Task. Gather, from the data below, each line in which the word "components" occurs.

────────────────────────────────────────

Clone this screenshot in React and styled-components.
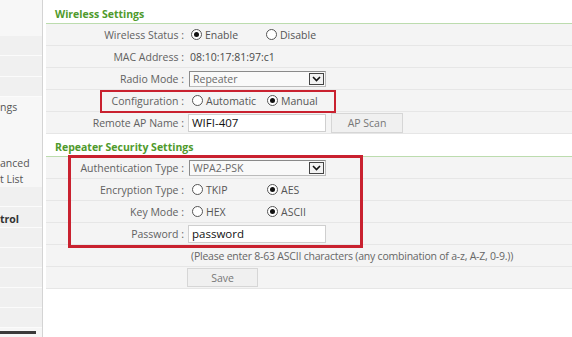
import React from "react";
import styled, { createGlobalStyle } from "styled-components";

const Global = createGlobalStyle`
  html, body { margin: 0; padding: 0; background: #fff; }
  body { width: 572px; height: 337px; overflow: hidden; font-family: "Open Sans", "Noto Sans", sans-serif; }
`;

const Page = styled.div`
  display: flex;
  width: 572px;
  height: 337px;
  position: relative;
  overflow: hidden;
  background: #fff;
`;

const Sidebar = styled.nav`
  width: 42px;
  flex: 0 0 42px;
  border-right: 1px solid #d4d4d4;
  background: #f6f6f6;
  display: flex;
  flex-direction: column;
  overflow: hidden;
`;

const NavItem = styled.div`
  height: ${(p) => p.$h}px;
  flex: 0 0 auto;
  box-sizing: border-box;
  background: ${(p) => (p.$band ? "#f0f0f0" : "#f7f7f7")};
  border-bottom: ${(p) => (p.$band ? "1px solid #fbfbfb" : "none")};
  font-size: 10.5px;
  color: ${(p) => (p.$bold ? "#333" : "#555")};
  font-weight: ${(p) => (p.$bold ? 700 : 400)};
  line-height: ${(p) => p.$h + 4}px;
  white-space: nowrap;
`;

const SubMenu = styled.div`
  height: 90px;
  flex: 0 0 auto;
  background: #f7f7f7;
  display: flex;
  flex-direction: column;
  font-size: 10.5px;
  color: #555;
  padding-top: 3px;
  box-sizing: border-box;
`;

const SubLine = styled.div`
  height: ${(p) => p.$h}px;
  line-height: ${(p) => p.$h}px;
  white-space: nowrap;
`;

const BottomBar = styled.div`
  margin-top: 3px;
  width: 36px;
  height: 3px;
  background: #3a3a3a;
`;

const Main = styled.main`
  flex: 1;
  margin-left: 3px;
  display: flex;
  flex-direction: column;
  padding-top: 1px;
`;

const SectionTitle = styled.div`
  height: 23px;
  box-sizing: border-box;
  border-bottom: 1px solid #bcdcae;
  padding-left: 9px;
  padding-top: 5px;
  font-size: 10.5px;
  font-weight: 700;
  color: #4f9a2c;
  line-height: 17px;
  background: #fff;
`;

const Row = styled.div`
  display: flex;
  align-items: center;
  height: 22px;
  box-sizing: border-box;
  background: #f4f4f4;
  border-bottom: 1px solid #e6e6e6;
`;

const Label = styled.div`
  width: 143px;
  flex: 0 0 143px;
  box-sizing: border-box;
  padding-right: 5px;
  text-align: right;
  font-size: 10.5px;
  color: #616161;
  white-space: nowrap;
`;

const Value = styled.div`
  flex: 1;
  display: flex;
  align-items: center;
  font-size: 10.5px;
  color: #555;
  white-space: nowrap;
`;

const Plain = styled.span`
  margin-left: 1px;
  color: #4a4a4a;
`;

const Option = styled.label`
  width: 75px;
  display: flex;
  align-items: center;
  gap: 3px;
  color: #555;
  margin-left: ${(p) => p.$ml || 0}px;
`;

const RadioDot = styled.span`
  width: 9px;
  height: 9px;
  border: 1px solid #555;
  border-radius: 50%;
  background: #fff;
  display: inline-flex;
  align-items: center;
  justify-content: center;
  &::after {
    content: "";
    width: 5px;
    height: 5px;
    border-radius: 50%;
    background: ${(p) => (p.$on ? "#111" : "transparent")};
  }
`;

const Select = styled.div`
  width: 137px;
  height: 16px;
  box-sizing: border-box;
  border: 1px solid #8a8a8a;
  border-right-color: #bbb;
  border-bottom-color: #bbb;
  background: #f9f9f9;
  display: flex;
  align-items: center;
  justify-content: space-between;
  padding-left: 3px;
  padding-right: 1px;
  color: #6a6a6a;
  font-size: 10.5px;
`;

const Arrow = styled.span`
  width: 15px;
  height: 12px;
  box-sizing: border-box;
  border: 1px solid #444;
  background: #f2f2f2;
  display: flex;
  align-items: center;
  justify-content: center;
`;

const TextInput = styled.div`
  width: 138px;
  height: ${(p) => p.$h || 18}px;
  box-sizing: border-box;
  border: 1px solid #cfcfcf;
  background: #fff;
  padding-left: 3px;
  display: flex;
  align-items: center;
  font-size: 11.5px;
  color: #111;
  margin-left: -1px;
`;

const Button = styled.div`
  width: ${(p) => p.$w}px;
  height: ${(p) => p.$h}px;
  box-sizing: border-box;
  border: 1px solid #d6d6d6;
  background: #f0f0f0;
  color: #777;
  font-size: 10.5px;
  display: flex;
  align-items: center;
  justify-content: center;
  margin-left: ${(p) => p.$ml || 0}px;
`;

const Hint = styled.span`
  margin-left: 2px;
  font-size: 10.5px;
  color: #666;
  letter-spacing: -0.22px;
`;

const Annotation = styled.div`
  position: absolute;
  box-sizing: border-box;
  border: ${(p) => p.$bw}px solid #c9212f;
  pointer-events: none;
`;

const Chevron = () => (
  <svg width="9" height="6" viewBox="0 0 9 6">
    <path d="M1 1 L4.5 4.5 L8 1" fill="none" stroke="#111" strokeWidth="1.6" />
  </svg>
);

const Radio = ({ on, children, ml }) => (
  <Option $ml={ml}>
    <RadioDot $on={on} />
    {children}
  </Option>
);

const Dropdown = ({ children }) => (
  <Select>
    <span>{children}</span>
    <Arrow>
      <Chevron />
    </Arrow>
  </Select>
);

export default function App() {
  return (
    <Page>
      <Global />
      <Sidebar>
        <NavItem $h={36} />
        <NavItem $h={20} $band />
        <NavItem $h={21} $band />
        <NavItem $h={20} $band />
        <SubMenu>
          <SubLine $h={15}>ngs</SubLine>
          <SubLine $h={41} />
          <SubLine $h={16}>anced</SubLine>
          <SubLine $h={16}>t List</SubLine>
        </SubMenu>
        <NavItem $h={20} $band />
        <NavItem $h={21} $band $bold>trol</NavItem>
        <NavItem $h={20} $band />
        <NavItem $h={20} $band />
        <NavItem $h={20} $band />
        <NavItem $h={20} $band />
        <NavItem $h={20} $band />
        <BottomBar />
      </Sidebar>
      <Main>
        <SectionTitle>Wireless Settings</SectionTitle>
        <Row>
          <Label>Wireless Status :</Label>
          <Value>
            <Radio on ml={2}>Enable</Radio>
            <Radio>Disable</Radio>
          </Value>
        </Row>
        <Row>
          <Label>MAC Address :</Label>
          <Value>
            <Plain>08:10:17:81:97:c1</Plain>
          </Value>
        </Row>
        <Row>
          <Label>Radio Mode :</Label>
          <Value>
            <Dropdown>Repeater</Dropdown>
          </Value>
        </Row>
        <Row>
          <Label>Configuration :</Label>
          <Value>
            <Radio ml={3}>Automatic</Radio>
            <Radio on>Manual</Radio>
          </Value>
        </Row>
        <Row>
          <Label>Remote AP Name :</Label>
          <Value>
            <TextInput>WIFI-407</TextInput>
            <Button $w={72} $h={20} $ml={5}>AP Scan</Button>
          </Value>
        </Row>
        <SectionTitle>Repeater Security Settings</SectionTitle>
        <Row>
          <Label>Authentication Type :</Label>
          <Value>
            <Dropdown>WPA2-PSK</Dropdown>
          </Value>
        </Row>
        <Row>
          <Label>Encryption Type :</Label>
          <Value>
            <Radio ml={3}>TKIP</Radio>
            <Radio on>AES</Radio>
          </Value>
        </Row>
        <Row>
          <Label>Key Mode :</Label>
          <Value>
            <Radio ml={3}>HEX</Radio>
            <Radio on>ASCII</Radio>
          </Value>
        </Row>
        <Row>
          <Label>Password :</Label>
          <Value>
            <TextInput>password</TextInput>
          </Value>
        </Row>
        <Row>
          <Label />
          <Value>
            <Hint>(Please enter 8-63 ASCII characters (any combination of a-z, A-Z, 0-9.))</Hint>
          </Value>
        </Row>
        <Row>
          <Label />
          <Value>
            <Button $w={71} $h={19} $ml={-2}>Save</Button>
          </Value>
        </Row>
      </Main>
      <Annotation $bw={2} style={{ left: 100, top: 90, width: 236, height: 23 }} />
      <Annotation $bw={3} style={{ left: 68, top: 155, width: 295, height: 93 }} />
    </Page>
  );
}
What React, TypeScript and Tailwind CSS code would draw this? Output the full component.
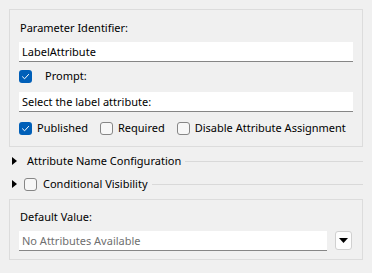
import React from 'react';

const font = "font-['Noto_Sans','Liberation_Sans',sans-serif]";

const Check = ({ checked }: { checked?: boolean }) =>
  checked ? (
    <span className="flex h-[13px] w-[13px] shrink-0 items-center justify-center rounded-[3px] bg-[#005fb8]">
      <svg width="9" height="9" viewBox="0 0 9 9" fill="none">
        <path d="M1.5 4.8 L3.6 6.8 L7.6 2.4" stroke="white" strokeWidth="1" strokeLinecap="round" strokeLinejoin="round" />
      </svg>
    </span>
  ) : (
    <span className="block h-[13px] w-[13px] shrink-0 rounded-[3px] border border-[#868686] bg-[#f7f7f7]" />
  );

const Triangle = () => (
  <svg width="5" height="8" viewBox="0 0 5 8" className="shrink-0">
    <path d="M0 0 L5 4 L0 8 Z" fill="black" />
  </svg>
);

const TextBox = ({ value, placeholder, className = '' }: { value?: string; placeholder?: string; className?: string }) => (
  <div className={`flex h-[20px] items-center border-b border-[#868686] bg-white pl-[3px] ${className}`}>
    {value ? <span className="text-black">{value}</span> : <span className="text-[#6f6f6f]">{placeholder}</span>}
  </div>
);

const App: React.FC = () => {
  return (
    <div className={`flex h-[273px] w-[372px] flex-col whitespace-nowrap bg-[#f0f0f0] px-[9px] pt-[9px] text-[11px] leading-[16px] text-black ${font}`}>
      <div className="flex flex-col border border-[#dcdcdc] px-[9px] pb-[8px] pt-[8px]">
        <div className="flex h-[20px] items-center pl-[1px]">Parameter Identifier:</div>
        <TextBox value="LabelAttribute" className="mt-[4px]" />
        <div className="mt-[4px] flex h-[20px] items-center">
          <Check checked />
          <span className="ml-[13px]">Prompt:</span>
        </div>
        <TextBox value="Select the label attribute:" className="mt-[6px]" />
        <div className="mt-[6px] flex h-[20px] items-center">
          <Check checked />
          <span className="ml-[5px]">Published</span>
          <span className="ml-[12px] flex items-center">
            <Check />
            <span className="ml-[5px]">Required</span>
          </span>
          <span className="ml-[12px] flex items-center">
            <Check />
            <span className="ml-[5px]">Disable Attribute Assignment</span>
          </span>
        </div>
      </div>

      <div className="mt-[4px] flex h-[20px] items-center pl-[3px]">
        <Triangle />
        <span className="ml-[10px]">Attribute Name Configuration</span>
        <div className="ml-[4px] h-px flex-1 bg-[#d9d9d9]" />
      </div>
      <div className="mt-[3px] flex h-[20px] items-center pl-[3px]">
        <Triangle />
        <span className="ml-[7px] flex">
          <Check />
        </span>
        <span className="ml-[6px]">Conditional Visibility</span>
        <div className="ml-[4px] h-px flex-1 bg-[#d9d9d9]" />
      </div>

      <div className="mt-[5px] flex flex-col border border-[#dcdcdc] pb-[8px] pl-[9px] pr-[10px] pt-[7px]">
        <div className="flex h-[20px] items-center pl-[1px]">Default Value:</div>
        <div className="mt-[4px] flex items-start">
          <TextBox placeholder="No Attributes Available" className="flex-1" />
          <div className="ml-[8px] flex h-[19px] w-[17px] items-center justify-center rounded-[3px] border border-[#d0d0d0] bg-[#fdfdfd]">
            <svg width="9" height="5" viewBox="0 0 9 5">
              <path d="M0 0 L9 0 L4.5 5 Z" fill="black" />
            </svg>
          </div>
        </div>
      </div>
    </div>
  );
};

export default App;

────────────────────────────────────────

Reply.
Clone this screenshot in React and styled-components.
import styled, { createGlobalStyle } from "styled-components";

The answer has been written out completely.